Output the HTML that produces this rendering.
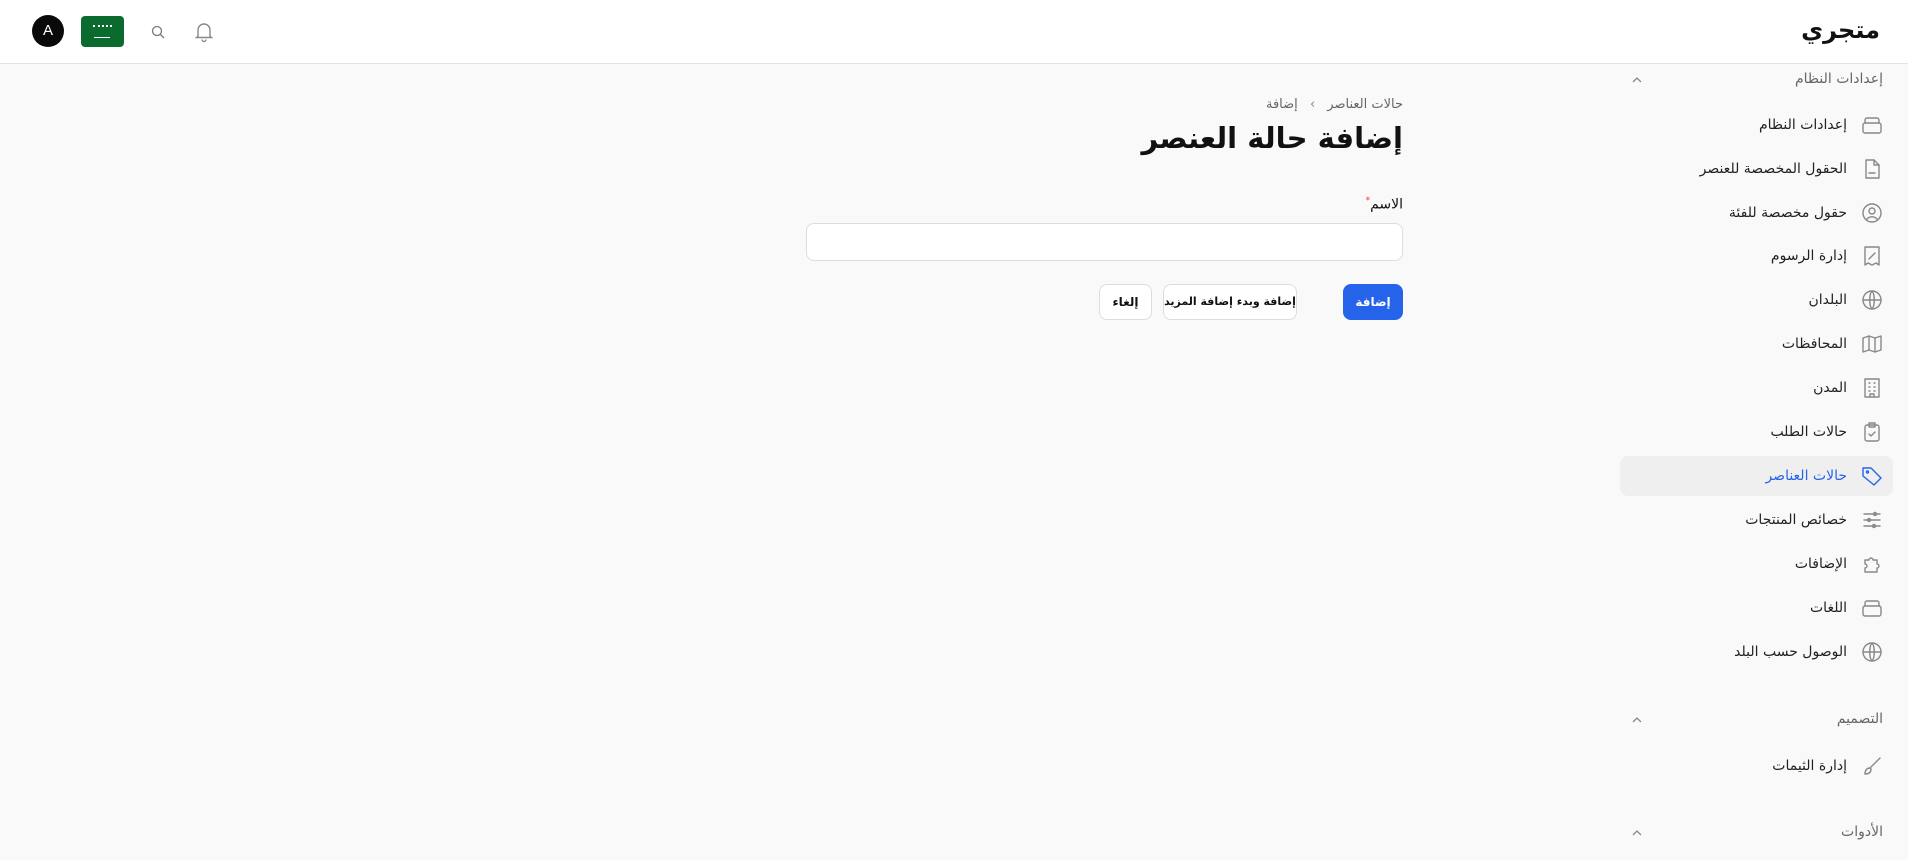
<!DOCTYPE html>
<html dir="rtl"><head><meta charset="utf-8"><style>
*{box-sizing:border-box;margin:0;padding:0}
body{width:1908px;height:860px;overflow:hidden;background:#f9f9f9;font-family:"DejaVu Sans","Liberation Sans",sans-serif;color:#111;position:relative}
.hdr{position:absolute;top:0;left:0;width:1908px;height:64px;background:#fff;border-bottom:1px solid #e3e3e3}
.abs{position:absolute}
.sec{position:absolute;right:25px;font-size:14px;color:#666;direction:rtl}
.chev{position:absolute;left:1630px;width:14px;height:14px}
.item{position:absolute;right:15px;width:273px;height:40px;border-radius:8px;font-size:14px;color:#222}
.item span{position:absolute;right:46px;top:12px;white-space:nowrap}
.item svg{position:absolute;right:9px;top:8px;width:24px;height:24px;fill:none;stroke:#888;stroke-width:1.4;stroke-linecap:round;stroke-linejoin:round}
.item.act{background:#efefef}
.item.act span{color:#2563eb}
.item.act svg{stroke:#2563eb}
.btn{position:absolute;top:284px;height:36px;border-radius:8px;font-size:12px;font-weight:bold;text-align:center;line-height:34px;border:1px solid #ddd;background:#fff;white-space:nowrap;letter-spacing:-0.3px}
</style></head><body>
<div class="hdr">
<div class="abs" style="right:28px;top:16px;font-size:24px;font-weight:bold">متجري</div>
<div class="abs" style="left:32px;top:15px;width:32px;height:32px;border-radius:50%;background:#0a0a0a;color:#fff;font-size:15px;text-align:center;line-height:32px;font-family:'Liberation Sans'">A</div>
<div class="abs" style="left:81px;top:16px;width:43px;height:31px;border-radius:4px;background:#0b6b2f"><div class="abs" style="left:12px;top:9px;width:19px;height:4px;border-top:2px dotted #fff"></div><div class="abs" style="left:13px;top:21px;width:16px;height:1px;background:#fff"></div></div>
<svg class="abs" style="left:150px;top:24px" width="16" height="16" viewBox="0 0 16 16" fill="none" stroke="#777" stroke-width="1.3"><circle cx="7" cy="7" r="4.5"/><path d="M10.5 10.5L14 14"/></svg>
<svg class="abs" style="left:192px;top:19px" width="24" height="24" viewBox="0 0 24 24" fill="none" stroke="#888" stroke-width="1.4"><path d="M6 17V11a6 6 0 0112 0v6l1.5 1.5h-15z"/><path d="M10 20.5a2 2 0 004 0"/></svg>
</div>
<div class="sec" style="top:71px">إعدادات النظام</div>
<svg class="chev" style="top:73px" viewBox="0 0 14 14" fill="none" stroke="#888" stroke-width="1.3"><path d="M3 9l4-4 4 4"/></svg>

<div class="item" style="top:105px"><svg viewBox="0 0 24 24"><rect x="3" y="10" width="18" height="10" rx="2"/><path d="M5 10V7a2 2 0 012-2h10a2 2 0 012 2v3"/></svg><span>إعدادات النظام</span></div>
<div class="item" style="top:149px"><svg viewBox="0 0 24 24"><path d="M6 3h8l5 5v13H6z"/><path d="M14 3v5h5M9 16h6"/></svg><span>الحقول المخصصة للعنصر</span></div>
<div class="item" style="top:193px"><svg viewBox="0 0 24 24"><circle cx="12" cy="12" r="9"/><circle cx="12" cy="10" r="3"/><path d="M6.5 18.5a7 7 0 0111 0"/></svg><span>حقول مخصصة للفئة</span></div>
<div class="item" style="top:236px"><svg viewBox="0 0 24 24"><path d="M5 3h14v18l-3-2-4 2-4-2-3 2z"/><path d="M9 15l6-6"/></svg><span>إدارة الرسوم</span></div>
<div class="item" style="top:280px"><svg viewBox="0 0 24 24"><circle cx="12" cy="12" r="9"/><path d="M3 12h18M12 3c3 3 3 15 0 18M12 3c-3 3-3 15 0 18"/></svg><span>البلدان</span></div>
<div class="item" style="top:324px"><svg viewBox="0 0 24 24"><path d="M3 6l6-2 6 2 6-2v14l-6 2-6-2-6 2z"/><path d="M9 4v14M15 6v14"/></svg><span>المحافظات</span></div>
<div class="item" style="top:368px"><svg viewBox="0 0 24 24"><rect x="5" y="3" width="14" height="18"/><path d="M9 7h1M14 7h1M9 11h1M14 11h1M9 15h1M14 15h1M10 21v-3h4v3"/></svg><span>المدن</span></div>
<div class="item" style="top:412px"><svg viewBox="0 0 24 24"><rect x="5" y="5" width="14" height="16" rx="2"/><path d="M9 3h6v4H9zM9 14l2 2 4-4"/></svg><span>حالات الطلب</span></div>
<div class="item act" style="top:456px"><svg viewBox="0 0 24 24"><path d="M3 12V4h8l10 10-7 7z"/><circle cx="7.5" cy="8" r="1"/></svg><span>حالات العناصر</span></div>
<div class="item" style="top:500px"><svg viewBox="0 0 24 24"><path d="M4 6h16M4 12h16M4 18h16"/><circle cx="15" cy="6" r="1.5"/><circle cx="9" cy="12" r="1.5"/><circle cx="14" cy="18" r="1.5"/></svg><span>خصائص المنتجات</span></div>
<div class="item" style="top:544px"><svg viewBox="0 0 24 24"><path d="M5 8h4a2 2 0 114 0h4v4a2 2 0 110 4v4H5v-4a2 2 0 100-4z"/></svg><span>الإضافات</span></div>
<div class="item" style="top:588px"><svg viewBox="0 0 24 24"><rect x="3" y="10" width="18" height="10" rx="2"/><path d="M5 10V7a2 2 0 012-2h10a2 2 0 012 2v3"/></svg><span>اللغات</span></div>
<div class="item" style="top:632px"><svg viewBox="0 0 24 24"><circle cx="12" cy="12" r="9"/><path d="M3 12h18M12 3c3 3 3 15 0 18M12 3c-3 3-3 15 0 18"/></svg><span>الوصول حسب البلد</span></div>

<div class="sec" style="top:711px">التصميم</div>
<svg class="chev" style="top:713px" viewBox="0 0 14 14" fill="none" stroke="#888" stroke-width="1.3"><path d="M3 9l4-4 4 4"/></svg>
<div class="item" style="top:746px"><svg viewBox="0 0 24 24"><path d="M20 4L10 14M10 14c-3 0-5 2-5 6 3 0 6-1 6-5z"/></svg><span>إدارة الثيمات</span></div>
<div class="sec" style="top:824px">الأدوات</div>
<svg class="chev" style="top:826px" viewBox="0 0 14 14" fill="none" stroke="#888" stroke-width="1.3"><path d="M3 9l4-4 4 4"/></svg>

<div class="abs" style="right:505px;top:97px;font-size:13px;color:#666;white-space:nowrap">حالات العناصر <span style="margin:0 8px;color:#888">›</span> إضافة</div>
<div class="abs" style="right:505px;top:121px;font-size:29px;font-weight:bold;white-space:nowrap">إضافة حالة العنصر</div>
<div class="abs" style="right:505px;top:196px;font-size:14px">الاسم<sup style="color:#e33;font-size:9px">*</sup></div>
<div class="abs" style="left:806px;top:223px;width:597px;height:38px;background:#fff;border:1px solid #ddd;border-radius:8px"></div>
<div class="btn" style="left:1343px;width:60px;background:#2563eb;border-color:#2563eb;color:#fff">إضافة</div>
<div class="btn" style="left:1163px;width:134px;font-size:11px;letter-spacing:-0.5px">إضافة وبدء إضافة المزيد</div>
<div class="btn" style="left:1099px;width:53px">إلغاء</div>
</body></html>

------

## Exercise aim
Skip the images and write out the rest of the listing exactly.

## Full output
Output the HTML that produces this rendering.
<!DOCTYPE html>
<html dir="rtl"><head><meta charset="utf-8"><style>
*{box-sizing:border-box;margin:0;padding:0}
body{width:1908px;height:860px;overflow:hidden;background:#f9f9f9;font-family:"DejaVu Sans","Liberation Sans",sans-serif;color:#111;position:relative}
.hdr{position:absolute;top:0;left:0;width:1908px;height:64px;background:#fff;border-bottom:1px solid #e3e3e3}
.abs{position:absolute}
.sec{position:absolute;right:25px;font-size:14px;color:#666;direction:rtl}
.chev{position:absolute;left:1630px;width:14px;height:14px}
.item{position:absolute;right:15px;width:273px;height:40px;border-radius:8px;font-size:14px;color:#222}
.item span{position:absolute;right:46px;top:12px;white-space:nowrap}
.item svg{position:absolute;right:9px;top:8px;width:24px;height:24px;fill:none;stroke:#888;stroke-width:1.4;stroke-linecap:round;stroke-linejoin:round}
.item.act{background:#efefef}
.item.act span{color:#2563eb}
.item.act svg{stroke:#2563eb}
.btn{position:absolute;top:284px;height:36px;border-radius:8px;font-size:12px;font-weight:bold;text-align:center;line-height:34px;border:1px solid #ddd;background:#fff;white-space:nowrap;letter-spacing:-0.3px}
</style></head><body>
<div class="hdr">
<div class="abs" style="right:28px;top:16px;font-size:24px;font-weight:bold">متجري</div>
<div class="abs" style="left:32px;top:15px;width:32px;height:32px;border-radius:50%;background:#0a0a0a;color:#fff;font-size:15px;text-align:center;line-height:32px;font-family:'Liberation Sans'">A</div>
<div class="abs" style="left:81px;top:16px;width:43px;height:31px;border-radius:4px;background:#0b6b2f"><div class="abs" style="left:12px;top:9px;width:19px;height:4px;border-top:2px dotted #fff"></div><div class="abs" style="left:13px;top:21px;width:16px;height:1px;background:#fff"></div></div>
<svg class="abs" style="left:150px;top:24px" width="16" height="16" viewBox="0 0 16 16" fill="none" stroke="#777" stroke-width="1.3"><circle cx="7" cy="7" r="4.5"/><path d="M10.5 10.5L14 14"/></svg>
<svg class="abs" style="left:192px;top:19px" width="24" height="24" viewBox="0 0 24 24" fill="none" stroke="#888" stroke-width="1.4"><path d="M6 17V11a6 6 0 0112 0v6l1.5 1.5h-15z"/><path d="M10 20.5a2 2 0 004 0"/></svg>
</div>
<div class="sec" style="top:71px">إعدادات النظام</div>
<svg class="chev" style="top:73px" viewBox="0 0 14 14" fill="none" stroke="#888" stroke-width="1.3"><path d="M3 9l4-4 4 4"/></svg>

<div class="item" style="top:105px"><svg viewBox="0 0 24 24"><rect x="3" y="10" width="18" height="10" rx="2"/><path d="M5 10V7a2 2 0 012-2h10a2 2 0 012 2v3"/></svg><span>إعدادات النظام</span></div>
<div class="item" style="top:149px"><svg viewBox="0 0 24 24"><path d="M6 3h8l5 5v13H6z"/><path d="M14 3v5h5M9 16h6"/></svg><span>الحقول المخصصة للعنصر</span></div>
<div class="item" style="top:193px"><svg viewBox="0 0 24 24"><circle cx="12" cy="12" r="9"/><circle cx="12" cy="10" r="3"/><path d="M6.5 18.5a7 7 0 0111 0"/></svg><span>حقول مخصصة للفئة</span></div>
<div class="item" style="top:236px"><svg viewBox="0 0 24 24"><path d="M5 3h14v18l-3-2-4 2-4-2-3 2z"/><path d="M9 15l6-6"/></svg><span>إدارة الرسوم</span></div>
<div class="item" style="top:280px"><svg viewBox="0 0 24 24"><circle cx="12" cy="12" r="9"/><path d="M3 12h18M12 3c3 3 3 15 0 18M12 3c-3 3-3 15 0 18"/></svg><span>البلدان</span></div>
<div class="item" style="top:324px"><svg viewBox="0 0 24 24"><path d="M3 6l6-2 6 2 6-2v14l-6 2-6-2-6 2z"/><path d="M9 4v14M15 6v14"/></svg><span>المحافظات</span></div>
<div class="item" style="top:368px"><svg viewBox="0 0 24 24"><rect x="5" y="3" width="14" height="18"/><path d="M9 7h1M14 7h1M9 11h1M14 11h1M9 15h1M14 15h1M10 21v-3h4v3"/></svg><span>المدن</span></div>
<div class="item" style="top:412px"><svg viewBox="0 0 24 24"><rect x="5" y="5" width="14" height="16" rx="2"/><path d="M9 3h6v4H9zM9 14l2 2 4-4"/></svg><span>حالات الطلب</span></div>
<div class="item act" style="top:456px"><svg viewBox="0 0 24 24"><path d="M3 12V4h8l10 10-7 7z"/><circle cx="7.5" cy="8" r="1"/></svg><span>حالات العناصر</span></div>
<div class="item" style="top:500px"><svg viewBox="0 0 24 24"><path d="M4 6h16M4 12h16M4 18h16"/><circle cx="15" cy="6" r="1.5"/><circle cx="9" cy="12" r="1.5"/><circle cx="14" cy="18" r="1.5"/></svg><span>خصائص المنتجات</span></div>
<div class="item" style="top:544px"><svg viewBox="0 0 24 24"><path d="M5 8h4a2 2 0 114 0h4v4a2 2 0 110 4v4H5v-4a2 2 0 100-4z"/></svg><span>الإضافات</span></div>
<div class="item" style="top:588px"><svg viewBox="0 0 24 24"><rect x="3" y="10" width="18" height="10" rx="2"/><path d="M5 10V7a2 2 0 012-2h10a2 2 0 012 2v3"/></svg><span>اللغات</span></div>
<div class="item" style="top:632px"><svg viewBox="0 0 24 24"><circle cx="12" cy="12" r="9"/><path d="M3 12h18M12 3c3 3 3 15 0 18M12 3c-3 3-3 15 0 18"/></svg><span>الوصول حسب البلد</span></div>

<div class="sec" style="top:711px">التصميم</div>
<svg class="chev" style="top:713px" viewBox="0 0 14 14" fill="none" stroke="#888" stroke-width="1.3"><path d="M3 9l4-4 4 4"/></svg>
<div class="item" style="top:746px"><svg viewBox="0 0 24 24"><path d="M20 4L10 14M10 14c-3 0-5 2-5 6 3 0 6-1 6-5z"/></svg><span>إدارة الثيمات</span></div>
<div class="sec" style="top:824px">الأدوات</div>
<svg class="chev" style="top:826px" viewBox="0 0 14 14" fill="none" stroke="#888" stroke-width="1.3"><path d="M3 9l4-4 4 4"/></svg>

<div class="abs" style="right:505px;top:97px;font-size:13px;color:#666;white-space:nowrap">حالات العناصر <span style="margin:0 8px;color:#888">›</span> إضافة</div>
<div class="abs" style="right:505px;top:121px;font-size:29px;font-weight:bold;white-space:nowrap">إضافة حالة العنصر</div>
<div class="abs" style="right:505px;top:196px;font-size:14px">الاسم<sup style="color:#e33;font-size:9px">*</sup></div>
<div class="abs" style="left:806px;top:223px;width:597px;height:38px;background:#fff;border:1px solid #ddd;border-radius:8px"></div>
<div class="btn" style="left:1343px;width:60px;background:#2563eb;border-color:#2563eb;color:#fff">إضافة</div>
<div class="btn" style="left:1163px;width:134px;font-size:11px;letter-spacing:-0.5px">إضافة وبدء إضافة المزيد</div>
<div class="btn" style="left:1099px;width:53px">إلغاء</div>
</body></html>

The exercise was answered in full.